What are the advantages/disadvantages of the Rock Band 3 Keyboard?
Vs. a normal midi keyboard and the Midi Pro adapter? In particular,
- The RB3 Keyboard is not a full-sized keyboard. If we do use a full-sized midi keyboard in Pro mode, can we/do we have to use the entire keyboard, as it's played in the actual song, or can we/do we have to stick to two octaves (like the RB3 Keyboard)?
- The RB3 Keyboard can also function as a five-button peripheral in non-Pro mode. Can we do the same with a normal midi keyboard?
- I've read that the RB3 keyboard has velocity-sensitive keys. Does RB3 take this into effect? Will I lose some functionality if my midi keyboard isn't velocity-sensitive? Does the expressions bar also add functionality?
My qualifications: I've used both the RB3 keyboard and a Roland D-50 MIDI Synth with a MIDI adapter.

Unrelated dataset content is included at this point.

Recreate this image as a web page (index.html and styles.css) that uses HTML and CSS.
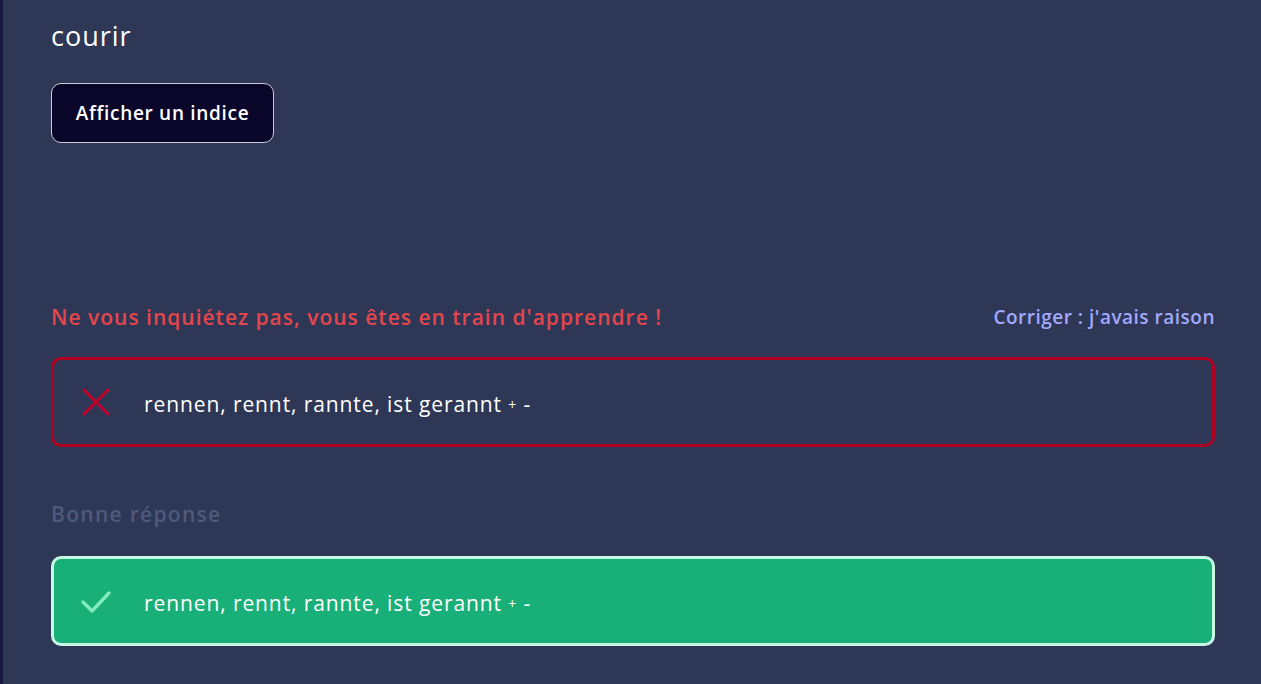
FILE: index.html
```html
<!DOCTYPE html>
<html lang="fr">
<head>
<meta charset="utf-8">
<link rel="stylesheet" href="styles.css">
</head>
<body>
<div class="page">
  <div class="content">
    <div class="word">courir</div>
    <button class="hint">Afficher un indice</button>
    <div class="feedback-row">
      <span class="wrong-msg">Ne vous inquiétez pas, vous êtes en train d'apprendre !</span>
      <a class="correct-link">Corriger : j'avais raison</a>
    </div>
    <div class="answer answer-wrong">
      <svg class="icon" width="32" height="32" viewBox="0 0 32 32"><path d="M4 4 L28 28 M28 4 L4 28" stroke="#c1002b" stroke-width="3" stroke-linecap="round" fill="none"/></svg>
      <span class="answer-text">rennen, rennt, rannte, ist gerannt <span class="sign">+</span> -</span>
    </div>
    <div class="label">Bonne réponse</div>
    <div class="answer answer-right">
      <svg class="icon" width="32" height="32" viewBox="0 0 32 32"><path d="M3 17 L12 26 L29 8" stroke="#80eac0" stroke-width="3.5" stroke-linecap="round" stroke-linejoin="round" fill="none"/></svg>
      <span class="answer-text">rennen, rennt, rannte, ist gerannt <span class="sign">+</span> -</span>
    </div>
  </div>
</div>
</body>
</html>
```
FILE: styles.css
```css
html, body {
  margin: 0;
  padding: 0;
  height: 100%;
}
body {
  background: #2f3756;
  font-family: "Open Sans", sans-serif;
  color: #ffffff;
  overflow: hidden;
}
.page {
  min-height: 100%;
  border-left: 3px solid #1b1a42;
  box-sizing: border-box;
}
.content {
  width: 1164px;
  padding: 18px 0 0 48px;
  display: flex;
  flex-direction: column;
}
.word {
  font-size: 27px;
  letter-spacing: 1px;
  line-height: 36px;
  height: 36px;
}
.hint {
  margin-top: 29px;
  align-self: flex-start;
  width: 223px;
  height: 60px;
  background: #0a0629;
  color: #ffffff;
  border: 1px solid #c9cbd6;
  border-radius: 10px;
  font-family: inherit;
  font-weight: 600;
  font-size: 19px;
  letter-spacing: 0.7px;
  padding: 0;
}
.feedback-row {
  margin-top: 159px;
  display: flex;
  justify-content: space-between;
  align-items: center;
  height: 30px;
  font-weight: 600;
}
.wrong-msg {
  color: #e3464c;
  font-size: 21px;
  letter-spacing: 1px;
}
.correct-link {
  color: #a2a9ff;
  font-size: 19px;
  letter-spacing: 0.5px;
}
.answer {
  box-sizing: border-box;
  height: 90px;
  border-radius: 10px;
  display: flex;
  align-items: center;
  padding-left: 26px;
  gap: 32px;
  font-size: 21px;
  letter-spacing: 0.9px;
}
.answer-wrong {
  margin-top: 25px;
  border: 3px solid #b0001f;
}
.answer-right {
  margin-top: 27px;
  border: 3px solid #c6f8e4;
  background: #19af78;
}
.answer-text {
  color: #ffffff;
  padding-top: 3px;
}
.sign {
  font-size: 14px;
  vertical-align: 2px;
}
.label {
  margin-top: 52px;
  color: #4f5a7a;
  font-weight: 600;
  font-size: 21px;
  letter-spacing: 1.3px;
  line-height: 30px;
}
```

If you use a full-sized midi keyboard in Pro mode, you do NOT use the entire keyboard. RB3 ignores notes played outside the two octave range of the RB3 keyboard. The pro keys chart displayed is the same no matter what kind of keyboard you are using (unlike the pro guitar charts which I understand are different depending on whether you use a 17-fret Mustang or a 22-fret Squier).

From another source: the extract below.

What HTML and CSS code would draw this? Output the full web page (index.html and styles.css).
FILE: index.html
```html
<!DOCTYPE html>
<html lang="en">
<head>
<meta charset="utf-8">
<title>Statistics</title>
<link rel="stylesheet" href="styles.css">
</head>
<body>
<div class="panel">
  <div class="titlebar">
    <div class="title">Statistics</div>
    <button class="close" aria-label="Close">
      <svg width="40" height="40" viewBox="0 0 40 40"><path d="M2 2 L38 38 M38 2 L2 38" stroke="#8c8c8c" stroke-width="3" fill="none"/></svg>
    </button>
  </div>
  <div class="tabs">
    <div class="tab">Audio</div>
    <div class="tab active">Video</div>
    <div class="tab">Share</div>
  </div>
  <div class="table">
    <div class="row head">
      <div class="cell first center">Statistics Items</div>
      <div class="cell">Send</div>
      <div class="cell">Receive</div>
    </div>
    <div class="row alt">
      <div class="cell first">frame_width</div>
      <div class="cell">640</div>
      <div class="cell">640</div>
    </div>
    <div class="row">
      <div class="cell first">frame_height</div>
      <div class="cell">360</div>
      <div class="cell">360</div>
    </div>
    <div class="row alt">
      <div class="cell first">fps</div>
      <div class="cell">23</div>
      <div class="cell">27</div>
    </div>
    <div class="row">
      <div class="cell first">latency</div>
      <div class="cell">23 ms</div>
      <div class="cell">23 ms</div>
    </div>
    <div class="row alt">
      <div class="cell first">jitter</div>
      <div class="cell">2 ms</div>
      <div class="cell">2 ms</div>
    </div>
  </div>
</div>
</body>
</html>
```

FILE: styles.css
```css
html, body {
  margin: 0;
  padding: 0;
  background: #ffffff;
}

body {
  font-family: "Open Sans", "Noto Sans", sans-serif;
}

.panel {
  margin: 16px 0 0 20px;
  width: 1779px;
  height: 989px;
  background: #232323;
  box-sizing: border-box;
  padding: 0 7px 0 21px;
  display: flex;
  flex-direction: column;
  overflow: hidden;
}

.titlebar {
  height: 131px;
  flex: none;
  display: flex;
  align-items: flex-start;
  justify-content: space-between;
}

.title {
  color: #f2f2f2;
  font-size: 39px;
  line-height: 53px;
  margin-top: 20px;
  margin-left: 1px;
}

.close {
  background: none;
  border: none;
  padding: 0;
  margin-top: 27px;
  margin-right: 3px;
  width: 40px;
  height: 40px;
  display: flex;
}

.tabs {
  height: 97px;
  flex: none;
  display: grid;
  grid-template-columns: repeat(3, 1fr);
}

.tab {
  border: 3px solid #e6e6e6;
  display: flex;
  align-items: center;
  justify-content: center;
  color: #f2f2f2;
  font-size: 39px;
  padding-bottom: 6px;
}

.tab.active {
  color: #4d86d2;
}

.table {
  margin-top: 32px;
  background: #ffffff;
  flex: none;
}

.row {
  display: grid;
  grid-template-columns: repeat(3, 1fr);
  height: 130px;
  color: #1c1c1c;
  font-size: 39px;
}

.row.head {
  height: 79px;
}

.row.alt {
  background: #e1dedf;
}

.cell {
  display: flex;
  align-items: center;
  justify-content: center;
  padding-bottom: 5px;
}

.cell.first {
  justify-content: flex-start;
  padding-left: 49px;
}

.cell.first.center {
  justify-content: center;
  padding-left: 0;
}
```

A normal midi keyboard can also function as a five-button peripheral in non-Pro mode. The only thing missing are the color-coded tags over the C-D-E-F-G keys that the RB3 keyboard has, but since you shouldn't be looking at your hands anyway, that shouldn't matter
I don't think RB3 does anything with the velocity-sensitive keys, so you should not lose any functionality if your midi keyboard isn't velocity-sensitive. This is the only answer I'm not 100% positive on (my D-50 has velocity-sensitive keys), but I'm pretty sure.
The expression bar on the RB3 keyboard is like the whammy bar on the 5-button guitar controllers - it alters the sound of the notes and when used on a held note with overdrive, it will add to your overdrive bar. My D-50 has a pitch bend joystick that the MIDI adapter converts to the same function.